To me, beating to windward is what sailing is all about. My boat really comes alive on a beat and the feeling when she is "in the groove" is very special. Any old box can get blown downwind but there's little fun in that.
If you need to get somewhere in a hurry you should leave earlier or choose a different form of transport.
You do need to tack to beat. If you beat to windward you will put a tack into get to your destination, thats how it was taught to me and how I have always heard it explained. I checked the definition in 'Seamanship In The Age of Sail' and it is very clear on it, 'if the ship could not steer her course, because she was being headed by the wind, she reached her goal by making a series of zigzags or boards ...... at the end of each board she was tacked'. However, in 'RYA Sail Trim Handbook' in both the glossary and in the section on sailing to windward it just states that beating is sailing up wind close hauled, there is no description that beating involves tacking.
I will stick with the definition that to beat to windward means you have to tack to get to the upwind destination. Just as happy to see the term used as sailing closed hauled as well e.g. 'on a beat'.
I sail upwind, will beat to a destination unless I have a deadline to make. I like the challenge, it's part of sailing, being driven by the wind, navigating, pilotage - thats what I enjoy about the sport.
... When a Square Rigger went to windward. The fore and aft sails would work as usual for fore and aft sails.

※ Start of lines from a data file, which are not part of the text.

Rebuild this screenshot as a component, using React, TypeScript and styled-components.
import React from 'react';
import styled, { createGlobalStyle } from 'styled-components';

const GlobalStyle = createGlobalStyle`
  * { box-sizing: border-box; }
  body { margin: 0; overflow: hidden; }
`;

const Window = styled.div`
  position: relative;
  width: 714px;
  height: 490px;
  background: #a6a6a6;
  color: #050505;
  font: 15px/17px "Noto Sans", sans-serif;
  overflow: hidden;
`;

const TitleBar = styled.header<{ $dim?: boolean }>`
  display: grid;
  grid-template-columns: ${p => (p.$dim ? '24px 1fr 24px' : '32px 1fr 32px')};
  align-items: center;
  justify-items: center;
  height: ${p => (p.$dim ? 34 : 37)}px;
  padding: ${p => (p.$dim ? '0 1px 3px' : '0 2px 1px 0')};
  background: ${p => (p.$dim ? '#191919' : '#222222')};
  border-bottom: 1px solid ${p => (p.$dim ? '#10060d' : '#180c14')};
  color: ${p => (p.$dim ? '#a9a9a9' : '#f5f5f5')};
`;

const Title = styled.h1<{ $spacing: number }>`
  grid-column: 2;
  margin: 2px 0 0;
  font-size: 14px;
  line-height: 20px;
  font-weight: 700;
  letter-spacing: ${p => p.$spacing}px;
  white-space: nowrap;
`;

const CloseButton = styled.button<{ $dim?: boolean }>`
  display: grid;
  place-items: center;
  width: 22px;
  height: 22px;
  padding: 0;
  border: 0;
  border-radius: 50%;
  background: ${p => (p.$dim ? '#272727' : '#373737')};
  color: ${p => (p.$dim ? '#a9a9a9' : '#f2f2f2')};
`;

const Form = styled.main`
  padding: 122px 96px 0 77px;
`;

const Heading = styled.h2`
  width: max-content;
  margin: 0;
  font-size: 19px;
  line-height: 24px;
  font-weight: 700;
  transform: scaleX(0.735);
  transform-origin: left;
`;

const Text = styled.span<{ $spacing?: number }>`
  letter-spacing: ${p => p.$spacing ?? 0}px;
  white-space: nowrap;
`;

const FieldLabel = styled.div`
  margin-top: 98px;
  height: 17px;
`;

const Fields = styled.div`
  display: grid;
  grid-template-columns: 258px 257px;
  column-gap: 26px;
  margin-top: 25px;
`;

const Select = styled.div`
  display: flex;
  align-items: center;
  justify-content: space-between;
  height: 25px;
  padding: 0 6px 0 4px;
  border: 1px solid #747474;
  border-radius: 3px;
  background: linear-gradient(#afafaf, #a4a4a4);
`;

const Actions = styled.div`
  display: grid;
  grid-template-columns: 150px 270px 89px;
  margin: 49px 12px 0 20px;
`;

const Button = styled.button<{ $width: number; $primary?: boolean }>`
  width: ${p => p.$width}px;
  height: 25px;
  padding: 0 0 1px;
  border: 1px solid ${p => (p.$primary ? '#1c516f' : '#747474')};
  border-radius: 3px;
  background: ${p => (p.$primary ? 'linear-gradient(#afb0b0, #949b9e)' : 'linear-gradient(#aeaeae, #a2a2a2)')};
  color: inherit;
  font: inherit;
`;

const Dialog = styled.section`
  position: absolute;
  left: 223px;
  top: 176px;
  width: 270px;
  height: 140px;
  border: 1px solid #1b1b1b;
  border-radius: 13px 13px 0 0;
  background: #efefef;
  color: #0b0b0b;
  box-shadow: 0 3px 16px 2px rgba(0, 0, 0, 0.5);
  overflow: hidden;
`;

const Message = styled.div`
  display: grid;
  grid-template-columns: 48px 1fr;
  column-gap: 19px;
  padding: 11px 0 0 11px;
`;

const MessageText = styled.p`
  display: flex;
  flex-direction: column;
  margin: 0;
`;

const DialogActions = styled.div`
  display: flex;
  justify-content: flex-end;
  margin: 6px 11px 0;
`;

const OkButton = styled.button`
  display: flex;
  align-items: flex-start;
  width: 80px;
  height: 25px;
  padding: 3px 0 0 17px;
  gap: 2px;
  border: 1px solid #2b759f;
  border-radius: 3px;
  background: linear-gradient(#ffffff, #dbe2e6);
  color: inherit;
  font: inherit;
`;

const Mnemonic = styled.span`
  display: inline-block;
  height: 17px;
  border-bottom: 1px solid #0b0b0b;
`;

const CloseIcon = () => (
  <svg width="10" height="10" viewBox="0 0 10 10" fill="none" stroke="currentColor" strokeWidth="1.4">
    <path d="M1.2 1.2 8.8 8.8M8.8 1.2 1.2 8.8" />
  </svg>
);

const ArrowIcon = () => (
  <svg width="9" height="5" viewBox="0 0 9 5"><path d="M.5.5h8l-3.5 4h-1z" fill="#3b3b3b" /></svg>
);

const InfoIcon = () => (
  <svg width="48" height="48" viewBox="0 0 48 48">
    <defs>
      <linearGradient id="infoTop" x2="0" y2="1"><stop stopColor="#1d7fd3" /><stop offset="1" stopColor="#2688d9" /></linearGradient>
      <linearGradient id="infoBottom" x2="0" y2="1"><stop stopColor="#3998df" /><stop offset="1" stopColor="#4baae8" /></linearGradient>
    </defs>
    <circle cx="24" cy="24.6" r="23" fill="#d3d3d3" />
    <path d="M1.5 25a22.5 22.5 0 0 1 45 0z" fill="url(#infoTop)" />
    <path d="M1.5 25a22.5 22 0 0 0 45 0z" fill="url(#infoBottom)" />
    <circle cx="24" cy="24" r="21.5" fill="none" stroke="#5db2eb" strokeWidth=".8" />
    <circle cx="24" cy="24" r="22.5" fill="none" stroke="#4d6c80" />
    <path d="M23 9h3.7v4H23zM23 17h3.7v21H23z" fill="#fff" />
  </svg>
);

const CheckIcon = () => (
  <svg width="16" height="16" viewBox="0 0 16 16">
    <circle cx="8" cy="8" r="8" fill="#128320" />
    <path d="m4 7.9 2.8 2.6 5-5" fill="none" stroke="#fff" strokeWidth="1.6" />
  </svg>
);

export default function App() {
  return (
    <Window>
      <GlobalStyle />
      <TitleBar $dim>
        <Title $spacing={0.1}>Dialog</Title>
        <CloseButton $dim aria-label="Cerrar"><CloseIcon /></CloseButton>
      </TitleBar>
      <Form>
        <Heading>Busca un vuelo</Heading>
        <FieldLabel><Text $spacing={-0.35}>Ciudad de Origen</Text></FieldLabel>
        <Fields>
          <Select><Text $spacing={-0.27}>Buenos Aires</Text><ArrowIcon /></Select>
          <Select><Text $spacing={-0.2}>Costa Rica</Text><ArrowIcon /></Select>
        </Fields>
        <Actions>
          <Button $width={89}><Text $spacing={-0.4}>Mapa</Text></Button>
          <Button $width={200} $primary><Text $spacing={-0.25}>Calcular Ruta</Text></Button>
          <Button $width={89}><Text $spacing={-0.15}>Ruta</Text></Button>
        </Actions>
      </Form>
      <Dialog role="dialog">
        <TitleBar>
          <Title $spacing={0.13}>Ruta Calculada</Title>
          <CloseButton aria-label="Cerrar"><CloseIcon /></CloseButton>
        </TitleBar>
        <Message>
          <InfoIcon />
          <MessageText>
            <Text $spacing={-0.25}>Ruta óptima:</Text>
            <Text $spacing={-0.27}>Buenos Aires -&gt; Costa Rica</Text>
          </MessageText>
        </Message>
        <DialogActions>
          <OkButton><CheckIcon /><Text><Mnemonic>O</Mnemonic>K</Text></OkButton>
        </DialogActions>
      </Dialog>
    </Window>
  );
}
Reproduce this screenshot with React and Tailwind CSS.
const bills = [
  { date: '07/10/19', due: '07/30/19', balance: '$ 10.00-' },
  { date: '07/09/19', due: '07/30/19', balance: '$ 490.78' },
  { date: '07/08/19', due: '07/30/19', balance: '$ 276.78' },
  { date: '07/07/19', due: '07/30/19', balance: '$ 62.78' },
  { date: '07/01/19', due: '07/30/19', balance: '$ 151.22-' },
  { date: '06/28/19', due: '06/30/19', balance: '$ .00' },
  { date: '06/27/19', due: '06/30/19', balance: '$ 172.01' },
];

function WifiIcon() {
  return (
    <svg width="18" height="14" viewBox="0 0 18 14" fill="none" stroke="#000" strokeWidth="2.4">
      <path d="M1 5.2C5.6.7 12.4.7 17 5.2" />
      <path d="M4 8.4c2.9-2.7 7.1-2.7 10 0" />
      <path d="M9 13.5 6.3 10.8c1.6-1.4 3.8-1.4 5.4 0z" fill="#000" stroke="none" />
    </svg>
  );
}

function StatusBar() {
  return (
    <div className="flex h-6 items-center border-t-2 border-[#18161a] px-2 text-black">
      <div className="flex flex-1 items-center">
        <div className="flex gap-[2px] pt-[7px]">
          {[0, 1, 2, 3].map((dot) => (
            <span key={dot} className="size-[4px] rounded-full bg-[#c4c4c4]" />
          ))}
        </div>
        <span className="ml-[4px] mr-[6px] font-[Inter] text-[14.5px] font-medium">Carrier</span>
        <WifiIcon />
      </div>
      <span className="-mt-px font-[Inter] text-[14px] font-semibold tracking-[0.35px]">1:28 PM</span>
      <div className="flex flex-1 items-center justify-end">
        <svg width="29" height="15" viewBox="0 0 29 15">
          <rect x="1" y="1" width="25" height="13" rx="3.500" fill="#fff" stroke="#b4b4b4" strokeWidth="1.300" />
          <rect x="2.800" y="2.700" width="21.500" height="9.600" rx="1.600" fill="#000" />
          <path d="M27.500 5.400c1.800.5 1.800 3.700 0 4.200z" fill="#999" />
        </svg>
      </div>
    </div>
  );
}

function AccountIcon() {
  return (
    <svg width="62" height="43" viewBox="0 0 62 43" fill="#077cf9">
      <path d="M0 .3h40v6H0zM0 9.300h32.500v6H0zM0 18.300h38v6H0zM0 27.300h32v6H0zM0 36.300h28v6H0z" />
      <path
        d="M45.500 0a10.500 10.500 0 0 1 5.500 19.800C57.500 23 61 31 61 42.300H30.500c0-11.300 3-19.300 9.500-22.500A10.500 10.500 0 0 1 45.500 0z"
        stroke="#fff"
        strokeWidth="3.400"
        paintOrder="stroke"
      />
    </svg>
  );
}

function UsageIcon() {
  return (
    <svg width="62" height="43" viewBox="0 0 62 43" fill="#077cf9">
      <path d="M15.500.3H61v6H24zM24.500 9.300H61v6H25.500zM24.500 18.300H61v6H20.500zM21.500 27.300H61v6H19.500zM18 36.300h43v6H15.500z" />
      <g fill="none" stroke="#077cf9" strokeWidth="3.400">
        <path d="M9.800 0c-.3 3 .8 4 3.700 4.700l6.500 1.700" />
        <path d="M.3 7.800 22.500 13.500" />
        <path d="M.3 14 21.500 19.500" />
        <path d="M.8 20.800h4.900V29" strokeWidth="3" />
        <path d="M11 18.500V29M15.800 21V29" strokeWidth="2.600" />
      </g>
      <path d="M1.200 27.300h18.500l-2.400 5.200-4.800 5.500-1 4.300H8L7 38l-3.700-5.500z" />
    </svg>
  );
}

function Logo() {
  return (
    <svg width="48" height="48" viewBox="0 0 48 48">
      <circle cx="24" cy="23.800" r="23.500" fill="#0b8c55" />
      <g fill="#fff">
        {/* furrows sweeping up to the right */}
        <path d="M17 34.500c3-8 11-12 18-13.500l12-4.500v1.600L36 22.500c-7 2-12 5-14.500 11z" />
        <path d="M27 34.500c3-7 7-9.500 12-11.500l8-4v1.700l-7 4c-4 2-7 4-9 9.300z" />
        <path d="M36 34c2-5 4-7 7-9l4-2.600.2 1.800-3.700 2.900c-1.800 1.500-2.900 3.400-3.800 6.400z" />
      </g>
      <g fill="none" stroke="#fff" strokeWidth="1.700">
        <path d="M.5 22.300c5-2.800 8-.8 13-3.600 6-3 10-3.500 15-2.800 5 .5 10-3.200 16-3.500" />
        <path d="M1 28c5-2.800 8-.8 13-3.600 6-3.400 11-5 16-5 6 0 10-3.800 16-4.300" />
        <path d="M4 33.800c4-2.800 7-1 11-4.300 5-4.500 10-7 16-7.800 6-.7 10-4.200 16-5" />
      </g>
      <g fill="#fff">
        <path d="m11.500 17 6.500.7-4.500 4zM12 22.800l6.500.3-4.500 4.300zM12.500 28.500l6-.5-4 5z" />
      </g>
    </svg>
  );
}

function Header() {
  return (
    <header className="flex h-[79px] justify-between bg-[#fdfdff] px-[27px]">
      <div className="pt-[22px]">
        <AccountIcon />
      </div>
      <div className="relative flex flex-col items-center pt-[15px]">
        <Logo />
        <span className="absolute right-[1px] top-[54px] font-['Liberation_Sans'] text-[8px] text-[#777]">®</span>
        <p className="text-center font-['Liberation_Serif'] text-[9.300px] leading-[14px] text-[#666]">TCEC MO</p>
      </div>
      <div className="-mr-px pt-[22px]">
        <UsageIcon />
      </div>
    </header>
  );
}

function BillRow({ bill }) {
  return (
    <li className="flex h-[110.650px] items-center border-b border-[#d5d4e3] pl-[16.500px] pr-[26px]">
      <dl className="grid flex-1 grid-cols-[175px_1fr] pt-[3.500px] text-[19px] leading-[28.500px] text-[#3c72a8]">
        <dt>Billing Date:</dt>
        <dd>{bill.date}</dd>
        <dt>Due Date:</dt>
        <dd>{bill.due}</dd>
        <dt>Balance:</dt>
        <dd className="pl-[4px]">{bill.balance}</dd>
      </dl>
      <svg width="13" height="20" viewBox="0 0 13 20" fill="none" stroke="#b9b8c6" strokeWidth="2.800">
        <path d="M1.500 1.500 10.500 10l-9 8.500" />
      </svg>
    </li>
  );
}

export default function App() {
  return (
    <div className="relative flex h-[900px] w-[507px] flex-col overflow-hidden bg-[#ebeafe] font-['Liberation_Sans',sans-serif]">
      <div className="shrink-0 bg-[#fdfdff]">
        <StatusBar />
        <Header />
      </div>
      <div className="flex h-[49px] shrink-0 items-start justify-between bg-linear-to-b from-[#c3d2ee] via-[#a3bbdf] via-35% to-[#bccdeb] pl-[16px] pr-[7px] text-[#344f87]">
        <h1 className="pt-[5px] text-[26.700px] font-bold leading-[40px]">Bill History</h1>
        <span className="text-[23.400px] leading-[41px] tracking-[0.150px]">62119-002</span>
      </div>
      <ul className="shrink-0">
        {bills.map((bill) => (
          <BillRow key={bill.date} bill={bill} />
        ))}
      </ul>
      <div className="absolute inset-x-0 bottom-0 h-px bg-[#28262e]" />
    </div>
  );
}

The windward or leading edge of the square sails would "beat" as they flogged when close to the wind.
Hence the term "beating". It just meant sailing to windward.
Your take on "beating" is how I think of it if beating is referred to.
My recollection of hearing the origin of the term. Which may or may not be bollocks.
It comes from the days of square riggers when men were made of iron and ships of oak.
When a Square Rigger went to windward. The fore and aft sails would work as usual for fore and aft sails. The windward or leading edge of the square sails would "beat" as they flogged when close to the wind.
Hence the term "beating". It just meant sailing to windward.
My recollection of hearing the origin of the term. Which may or may not be bollocks.![]()
My guess would be a corruption of a Dutch or German word...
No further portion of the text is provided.